Passive Or Active Writing
Posted by ivanckw at September 15th, 2006
It’s drummed into you, over and over. It’s such an accepted wisdom amongst writers that the truth of it is never questioned. So why do best selling writers continually ignore this one cardinal rule?
Good fiction is immediate. You must drag your reader into the story and don’t give them a chance to let go – or break the fictive dream.
Using a “passive voice” is often seen as somehow less immediate. Compare the following two scenes:
“Peter was riding his bike down the steep hill road. The chain got caught in his trousers and he fell off, hurting himself.”
Hmm, perhaps a little bland – how about:
“Down the steep hill road, Peter rode his bike. Without warning, the chain caught in his trousers. His right leg slammed hard against the back wheel. The bike careened sideways for a split second and quickly overturned. Peter hit the ground, slid against the tarmac, grazing the skin from his hands and face…”
Obviously, the second is more graphic. The technique of removing qualifiers like “was” and “got” forces the reader (and the writer!) to see the scene in a different way. Generalities become specifics. Passive becomes active. This is good when you want to create exciting and engaging prose.
But what if that’s not your intention?
What if you have two ‘action’ scenes you want to get across, one in the past, one in the present? Is it still appropriate to use an active voice – for both?
Take a look at this:
“Bob sneered at the big man with the knife. His mind considered the possibilities. Attack. Back away. Turn and run. No, never. Bob would not be broken.
Since the accident, he was too strong for that.
Metal screeched as Bob forced the cutter into the car door. Orange sparks filled the night air. “Not long now,” he muttered as he caught sight of Annabel’s frightened face behind the windscreen.
The worst happened. Bob’s grip slipped and the cutter’s blade bounced off the glass, shattering it. Annabel howled as slivers and shards blew into the car. The baby in her arms wailed. His baby.
Bob lurched forward. With both hands, he caught the big man’s wrist, whose eyes enlarged with surprise. Bob twisted and the big man yelped. He dropped the knife and Bob kicked it away before he let the big man go and jumped back.”
Confusing, isn’t it? You have two equally immediate pieces of action, both vying for your attention. In this case it might be better to put some distance on the prior event so that it’s still THERE, in Bob’s consciousness, but not actually being played out.

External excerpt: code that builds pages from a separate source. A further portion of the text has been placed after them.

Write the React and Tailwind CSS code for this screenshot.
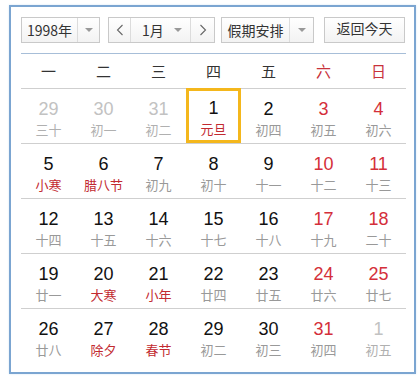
import React from 'react';

const weekdays = ['一', '二', '三', '四', '五', '六', '日'];

// n: day, l: lunar text, o: other month, h: holiday (red lunar), t: today
const weeks = [
  [
    { n: 29, l: '三十', o: true },
    { n: 30, l: '初一', o: true },
    { n: 31, l: '初二', o: true },
    { n: 1, l: '元旦', h: true, t: true },
    { n: 2, l: '初四' },
    { n: 3, l: '初五' },
    { n: 4, l: '初六' },
  ],
  [
    { n: 5, l: '小寒', h: true },
    { n: 6, l: '腊八节', h: true },
    { n: 7, l: '初九' },
    { n: 8, l: '初十' },
    { n: 9, l: '十一' },
    { n: 10, l: '十二' },
    { n: 11, l: '十三' },
  ],
  [
    { n: 12, l: '十四' },
    { n: 13, l: '十五' },
    { n: 14, l: '十六' },
    { n: 15, l: '十七' },
    { n: 16, l: '十八' },
    { n: 17, l: '十九' },
    { n: 18, l: '二十' },
  ],
  [
    { n: 19, l: '廿一' },
    { n: 20, l: '大寒', h: true },
    { n: 21, l: '小年', h: true },
    { n: 22, l: '廿四' },
    { n: 23, l: '廿五' },
    { n: 24, l: '廿六' },
    { n: 25, l: '廿七' },
  ],
  [
    { n: 26, l: '廿八' },
    { n: 27, l: '除夕', h: true },
    { n: 28, l: '春节', h: true },
    { n: 29, l: '初二' },
    { n: 30, l: '初三' },
    { n: 31, l: '初四' },
    { n: 1, l: '初五', o: true },
  ],
];

const cjk = "font-['Microsoft_YaHei','Noto_Sans_CJK_SC',sans-serif]";
const num = "font-['Liberation_Sans',Arial,sans-serif]";

const Arrow = () => (
  <span className="w-0 h-0 border-x-[4px] border-x-transparent border-t-[4px] border-t-[#999]" />
);

const Chevron = ({ dir }) => (
  <svg width="8" height="12" viewBox="0 0 8 12">
    <polyline
      points={dir === 'left' ? '6.5,1 1.5,6 6.5,11' : '1.5,1 6.5,6 1.5,11'}
      fill="none"
      stroke="#666"
      strokeWidth="1.1"
    />
  </svg>
);

const boxCls = 'h-[26px] border border-[#c9c9c9] bg-gradient-to-b from-white to-[#f3f3f3] flex items-stretch text-[14px] text-[#333]';

const Day = ({ d, col }) => {
  const weekend = col >= 5;
  let numColor = weekend ? 'text-[#d42f3a]' : 'text-[#111]';
  let lunColor = d.h ? 'text-[#c22a30]' : 'text-[#999]';
  if (d.o) {
    numColor = 'text-[#c2c2c2]';
    lunColor = 'text-[#b0b0b0]';
  }
  return (
    <div
      className={`flex flex-col items-center pt-[7px] ${
        d.t ? 'border-[3px] border-[#f4b71c] -mt-px' : 'border-[3px] border-transparent'
      }`}
    >
      <div className={`${num} text-[18px] leading-[20px] ${numColor}`}>{d.n}</div>
      <div className={`${cjk} text-[13px] leading-[18px] mt-[2px] ${lunColor}`}>{d.l}</div>
    </div>
  );
};

export default function App() {
  return (
    <div className="w-[420px] h-[381px] bg-white pt-[5px] pl-[9px]">
      <div className={`w-[407px] h-[369px] border-2 border-[#7ba5d1] bg-white pt-[10px] pl-[10px] pr-[8px] shadow-[0_0_2px_#d6e6f5] ${cjk}`}>
        {/* Controls */}
        <div className="flex items-center">
          <div className={`${boxCls} w-[79px]`}>
            <div className="flex-1 flex items-center justify-center">1998年</div>
            <div className="w-[22px] border-l border-[#dcdcdc] flex items-center justify-center">
              <Arrow />
            </div>
          </div>
          <div className={`${boxCls} w-[107px] ml-[8px]`}>
            <div className="w-[22px] border-r border-[#dcdcdc] flex items-center justify-center">
              <Chevron dir="left" />
            </div>
            <div className="flex-1 flex items-center pl-[11px] pr-[8px] justify-between">
              <span>1月</span>
              <Arrow />
            </div>
            <div className="w-[24px] border-l border-[#dcdcdc] flex items-center justify-center">
              <Chevron dir="right" />
            </div>
          </div>
          <div className={`${boxCls} w-[93px] ml-[6px]`}>
            <div className="flex-1 flex items-center justify-center">假期安排</div>
            <div className="w-[24px] border-l border-[#dcdcdc] flex items-center justify-center">
              <Arrow />
            </div>
          </div>
          <div className={`${boxCls} w-[81px] ml-[10px] justify-center items-center`}>返回今天</div>
        </div>

        {/* Header line */}
        <div className="mt-[10px] w-[385px] border-t border-[#a7bed8]" />

        {/* Weekdays */}
        <div className="w-[385px] grid grid-cols-7 h-[34px] items-center">
          {weekdays.map((w, i) => (
            <div
              key={w}
              className={`text-center text-[15px] ${i >= 5 ? 'text-[#c8323b]' : 'text-[#333]'}`}
            >
              {w}
            </div>
          ))}
        </div>

        {/* Weeks */}
        {weeks.map((week, wi) => (
          <div key={wi} className="w-[385px] grid grid-cols-7 h-[55px] border-t border-[#cfcfcf]">
            {week.map((d, i) => (
              <Day key={i} d={d} col={i} />
            ))}
          </div>
        ))}
      </div>
    </div>
  );
}
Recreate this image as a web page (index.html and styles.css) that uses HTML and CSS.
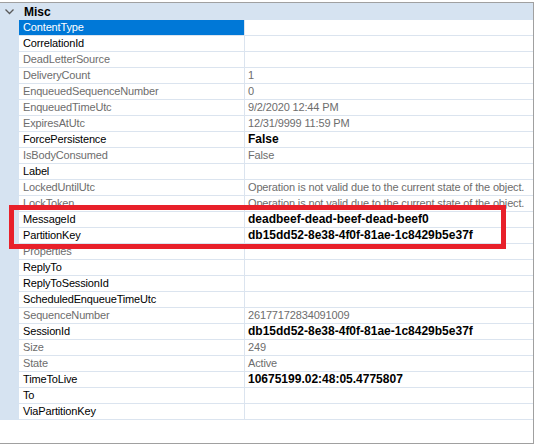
FILE: index.html
```html
<!DOCTYPE html>
<html lang="en">
<head>
  <meta charset="UTF-8">
  <title>Message Properties</title>
  <link rel="stylesheet" href="styles.css">
</head>
<body>

  <div class="property-grid">
    <div class="category-row">
      <span class="category-toggle">
        <svg width="9" height="6" viewBox="0 0 9 6"><path d="M0.5 0.5 L4.5 4.5 L8.5 0.5" fill="none" stroke="#5a5a5a" stroke-width="1.3"/></svg>
      </span>
      <span class="category-name">Misc</span>
    </div>

    <div class="rows">
      <div class="prop-row selected"><span class="prop-name">ContentType</span><span class="prop-value"></span></div>
      <div class="prop-row"><span class="prop-name">CorrelationId</span><span class="prop-value"></span></div>
      <div class="prop-row readonly"><span class="prop-name">DeadLetterSource</span><span class="prop-value"></span></div>
      <div class="prop-row readonly"><span class="prop-name">DeliveryCount</span><span class="prop-value">1</span></div>
      <div class="prop-row readonly"><span class="prop-name">EnqueuedSequenceNumber</span><span class="prop-value">0</span></div>
      <div class="prop-row readonly"><span class="prop-name">EnqueuedTimeUtc</span><span class="prop-value">9/2/2020 12:44 PM</span></div>
      <div class="prop-row readonly"><span class="prop-name">ExpiresAtUtc</span><span class="prop-value">12/31/9999 11:59 PM</span></div>
      <div class="prop-row"><span class="prop-name">ForcePersistence</span><span class="prop-value changed">False</span></div>
      <div class="prop-row readonly"><span class="prop-name">IsBodyConsumed</span><span class="prop-value">False</span></div>
      <div class="prop-row"><span class="prop-name">Label</span><span class="prop-value"></span></div>
      <div class="prop-row readonly"><span class="prop-name">LockedUntilUtc</span><span class="prop-value">Operation is not valid due to the current state of the object.</span></div>
      <div class="prop-row readonly"><span class="prop-name">LockToken</span><span class="prop-value">Operation is not valid due to the current state of the object.</span></div>
      <div class="prop-row"><span class="prop-name">MessageId</span><span class="prop-value changed">deadbeef-dead-beef-dead-beef0</span></div>
      <div class="prop-row"><span class="prop-name">PartitionKey</span><span class="prop-value changed">db15dd52-8e38-4f0f-81ae-1c8429b5e37f</span></div>
      <div class="prop-row readonly"><span class="prop-name">Properties</span><span class="prop-value"></span></div>
      <div class="prop-row"><span class="prop-name">ReplyTo</span><span class="prop-value"></span></div>
      <div class="prop-row"><span class="prop-name">ReplyToSessionId</span><span class="prop-value"></span></div>
      <div class="prop-row"><span class="prop-name">ScheduledEnqueueTimeUtc</span><span class="prop-value"></span></div>
      <div class="prop-row readonly"><span class="prop-name">SequenceNumber</span><span class="prop-value">26177172834091009</span></div>
      <div class="prop-row"><span class="prop-name">SessionId</span><span class="prop-value changed">db15dd52-8e38-4f0f-81ae-1c8429b5e37f</span></div>
      <div class="prop-row readonly"><span class="prop-name">Size</span><span class="prop-value">249</span></div>
      <div class="prop-row readonly"><span class="prop-name">State</span><span class="prop-value">Active</span></div>
      <div class="prop-row"><span class="prop-name">TimeToLive</span><span class="prop-value changed">10675199.02:48:05.4775807</span></div>
      <div class="prop-row"><span class="prop-name">To</span><span class="prop-value"></span></div>
      <div class="prop-row"><span class="prop-name">ViaPartitionKey</span><span class="prop-value"></span></div>
    </div>

    <!-- highlight around the two key rows -->
    <div class="highlight"></div>
  </div>

</body>
</html>
```

FILE: styles.css
```css
body {
  margin: 0;
  background-color: white;
  font-family: "Liberation Sans", Arial, sans-serif;
  font-size: 11px;
  letter-spacing: -0.15px;
}

.property-grid {
  position: relative;
  width: 533px;
  height: 440px;
  margin-top: 2px;
  border-top: 1px solid #a0a0a0;
  border-right: 1px solid #a0a0a0;
  border-bottom: 1px solid #a0a0a0;
  background-color: white;
}

.category-row {
  display: flex;
  align-items: center;
  height: 17px;
  background-color: #d6e3f1;
}

.category-toggle {
  display: flex;
  width: 19px;
  justify-content: center;
  padding-top: 1px;
}

.category-name {
  margin-left: 5px;
  font-weight: bold;
  font-size: 12px;
  letter-spacing: 0;
  color: black;
}

.rows {
  padding-left: 19px;
  background-color: #d6e3f1;
}

.prop-row {
  display: flex;
  height: 15px;
  line-height: 15px;
  border-bottom: 1px solid #dbe4ef;
  background-color: white;
  color: black;
}

.prop-name {
  width: 221px;
  padding-left: 4px;
  border-right: 1px solid #dbe4ef;
  white-space: nowrap;
  overflow: hidden;
}

.prop-value {
  flex: 1;
  padding-left: 3px;
  white-space: nowrap;
  overflow: hidden;
}

.readonly {
  color: #6d6d6d;
}

.changed {
  font-weight: bold;
  font-size: 12px;
  letter-spacing: 0;
  color: black;
}

.selected .prop-name {
  background-color: #0078d7;
  color: white;
}

.highlight {
  position: absolute;
  left: 9px;
  top: 202px;
  width: 487px;
  height: 34px;
  border: 5px solid #e8202a;
}
```
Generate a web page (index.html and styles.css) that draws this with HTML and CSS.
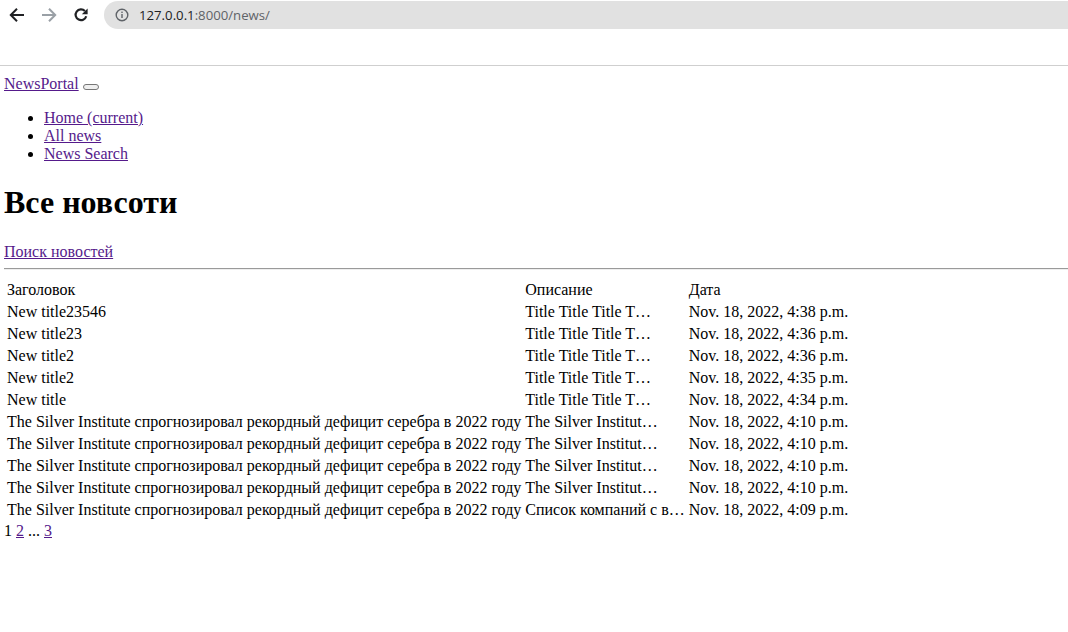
FILE: index.html
```html
<!DOCTYPE html>
<html lang="ru">
<head>
<meta charset="utf-8">
<title>NewsPortal</title>
<link rel="stylesheet" href="styles.css">
</head>
<body>
<div class="chrome">
  <div class="toolbar">
    <span class="nav-icon">
      <svg width="16" height="16" viewBox="0 0 16 16"><path d="M15 8H2.5M8 1.8L1.8 8L8 14.2" fill="none" stroke="#202124" stroke-width="2"/></svg>
    </span>
    <span class="nav-icon">
      <svg width="16" height="16" viewBox="0 0 16 16"><path d="M1 8H13.5M8 1.8L14.2 8L8 14.2" fill="none" stroke="#9aa0a6" stroke-width="2"/></svg>
    </span>
    <span class="nav-icon">
      <svg width="16" height="16" viewBox="0 0 16 16"><path d="M13.2 9.2A5.4 5.4 0 1 1 11.9 4" fill="none" stroke="#202124" stroke-width="2.2"/><path d="M14.6 1.4V7.2H8.8Z" fill="#202124"/></svg>
    </span>
    <div class="omnibox">
      <svg class="info" width="14" height="14" viewBox="0 0 14 14"><circle cx="7" cy="7" r="5.8" fill="none" stroke="#5f6368" stroke-width="1.4"/><rect x="6.3" y="6" width="1.4" height="4" fill="#5f6368"/><rect x="6.3" y="3.6" width="1.4" height="1.4" fill="#5f6368"/></svg>
      <span class="url"><span class="host">127.0.0.1</span>:8000/news/</span>
    </div>
  </div>
</div>
<div class="page">
  <nav class="navbar">
    <a class="brand" href="#">NewsPortal</a> <button class="toggler" type="button"></button>
    <ul class="nav-list">
      <li><a href="#">Home (current)</a></li>
      <li><a href="#">All news</a></li>
      <li><a href="#">News Search</a></li>
    </ul>
  </nav>
  <h1 class="title">Все новсоти</h1>
  <a href="#">Поиск новостей</a>
  <hr class="rule">
  <table class="news">
    <tr><td>Заголовок</td><td>Описание</td><td>Дата</td></tr>
    <tr><td>New title23546</td><td>Title Title Title T…</td><td>Nov. 18, 2022, 4:38 p.m.</td></tr>
    <tr><td>New title23</td><td>Title Title Title T…</td><td>Nov. 18, 2022, 4:36 p.m.</td></tr>
    <tr><td>New title2</td><td>Title Title Title T…</td><td>Nov. 18, 2022, 4:36 p.m.</td></tr>
    <tr><td>New title2</td><td>Title Title Title T…</td><td>Nov. 18, 2022, 4:35 p.m.</td></tr>
    <tr><td>New title</td><td>Title Title Title T…</td><td>Nov. 18, 2022, 4:34 p.m.</td></tr>
    <tr><td>The Silver Institute спрогнозировал рекордный дефицит серебра в 2022 году</td><td>The Silver Institut…</td><td>Nov. 18, 2022, 4:10 p.m.</td></tr>
    <tr><td>The Silver Institute спрогнозировал рекордный дефицит серебра в 2022 году</td><td>The Silver Institut…</td><td>Nov. 18, 2022, 4:10 p.m.</td></tr>
    <tr><td>The Silver Institute спрогнозировал рекордный дефицит серебра в 2022 году</td><td>The Silver Institut…</td><td>Nov. 18, 2022, 4:10 p.m.</td></tr>
    <tr><td>The Silver Institute спрогнозировал рекордный дефицит серебра в 2022 году</td><td>The Silver Institut…</td><td>Nov. 18, 2022, 4:10 p.m.</td></tr>
    <tr><td>The Silver Institute спрогнозировал рекордный дефицит серебра в 2022 году</td><td>Список компаний с в…</td><td>Nov. 18, 2022, 4:09 p.m.</td></tr>
  </table>
  <div class="pager">1 <a href="#">2</a> ... <a href="#">3</a></div>
</div>
</body>
</html>
```

FILE: styles.css
```css
html, body {
  margin: 0;
  padding: 0;
  background: #fff;
  overflow: hidden;
}

body {
  font-family: "Liberation Serif", "Times New Roman", serif;
  font-size: 16px;
  color: #000;
}

.chrome {
  height: 65px;
  border-bottom: 1px solid #cfcfcf;
  background: #fff;
}

.toolbar {
  display: flex;
  align-items: center;
  height: 30px;
  padding-left: 9px;
}

.nav-icon {
  display: flex;
  width: 16px;
  height: 16px;
  margin-right: 16px;
}

.omnibox {
  flex: none;
  display: flex;
  align-items: center;
  margin-left: -1px;
  width: 1000px;
  height: 28px;
  border-radius: 14px;
  background: #e1e1e1;
  padding-left: 11px;
  font-family: "Open Sans", "Noto Sans", sans-serif;
  font-size: 13.2px;
  color: #5f6368;
}

.info {
  margin-right: 10px;
}

.host {
  color: #202124;
}

.page {
  padding: 9px 0 8px 4px;
}

a {
  color: #551a8b;
  text-decoration: underline;
}

.toggler {
  display: inline-block;
  width: 16px;
  height: 6px;
  padding: 0;
  border: 1px solid #767676;
  border-radius: 3px;
  background: #efefef;
  vertical-align: baseline;
}

.nav-list {
  margin: 16px 0;
  padding-left: 40px;
}

.title {
  font-size: 32px;
  font-weight: bold;
  margin: 21.44px 0;
}

.rule {
  margin: 7px 0 8px;
  border: 0;
  border-top: 1px solid #9a9a9a;
  border-bottom: 1px solid #eeeeee;
  height: 0;
}

.news {
  border-collapse: separate;
  border-spacing: 2px;
}

.news td {
  padding: 1px;
  white-space: nowrap;
}
```
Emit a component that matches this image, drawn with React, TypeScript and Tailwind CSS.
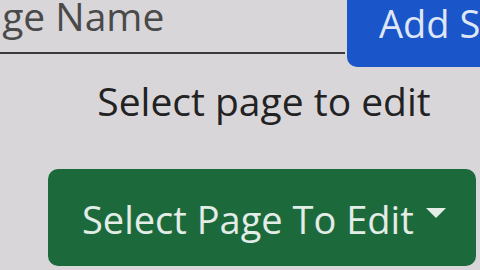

In many novels, good authors spend time giving the reader “back-story”. This is information that’s used to set the scene before the action starts. It’s not a sin to do this. Sometimes it’s important for pace.
For example:
“Father Duncan was a bad man. It was common knowledge amongst his parishioners. His drinking was legendary, as was his foul tongue. Dirk stood at the bar and watched him, wondering whether the other stories were true – the ones whispered by the adults, behind his back.
“What you looking at?” the priest growled and Dirk’s gaze hardened. “Never seen a priest take a drink before?”
The first paragraph appears to break the rules – it’s all telling. But this is a totally acceptable technique in this context. It’s a kind of shorthand – it would take several pages to get the same information across if you stopped the action to show it in real time.
So don’t always believe those purists and writing teachers that say, “Show don’t tell.”
Too MUCH showing and you can lose depth and originality – and end up with the equivalent of TV melodrama. Good literary fiction has always had a liberal dash of telling, even in a ‘passive’ voice.